Outside of those two complaints, the game was a blast to complete the campaign on. Sandbox was good too, but I didn't try the challenge modes or DLCs (which there are many of).

This is probably the greatest beat-em-up ever made. It is just so fantastic with all of the combos, and tactics required to optimally defeat each enemy. 6 player co-op is a bit too hectic in my opinion, but I am glad the option is there still for parties or whatever. 4 player is the best experience I think.

This game is a masterpiece and has so much care put into it. It is short to just beat the story once, but there is still plenty of replayability in the story and arcade mode.

2016

This game was a major disappointment. It takes such a cool concept for a puzzle game and struggles to go in the right direction with it.

Mark Brown from the YT channel Game Maker's Toolkit talked about something that I really feel correlates with this game. It is a puzzle game, but it has very difficult platforming as well. Not generally an issue for me, but this game executes badly on it. But what Mark Brown said was some people will just want to do the puzzles, and some will just want to do the platforming. It is rare you can have both in there. Some games have succeeded at this (like Portal), but this is not one of them.

The ramp up on difficulty is pretty stark, and having to redo puzzle portions of a room because you failed the platforming section of the room is really irritating.
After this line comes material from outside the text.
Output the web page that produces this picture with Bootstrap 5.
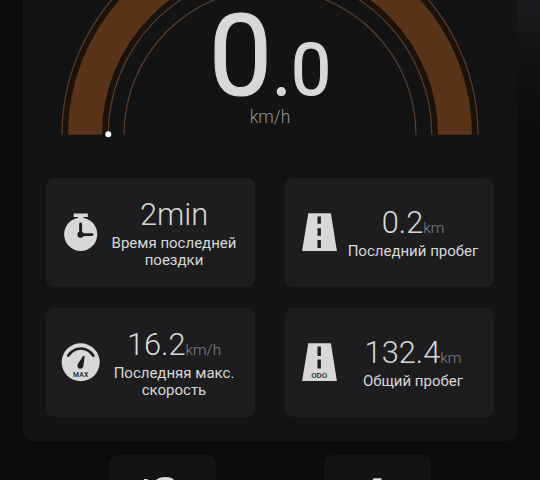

Platformers aren't usually an issue for me (I beat both Ori games on 1 life mode), but this game is different just because this concept works against the platformer genre a lot (with just a couple of exceptions that were creative).

Platforming in this game is difficult because you have to activate very specific colors at very specific points, but the color wheel is very easy to accidentally select the wrong color on because of the number of colors. This isn't a game where you just have to push a button to change a state back and forth, there are numerous states that are possible. This game failed at staying focused on how best to work with this concept, which is very obviously making a straight up puzzle game.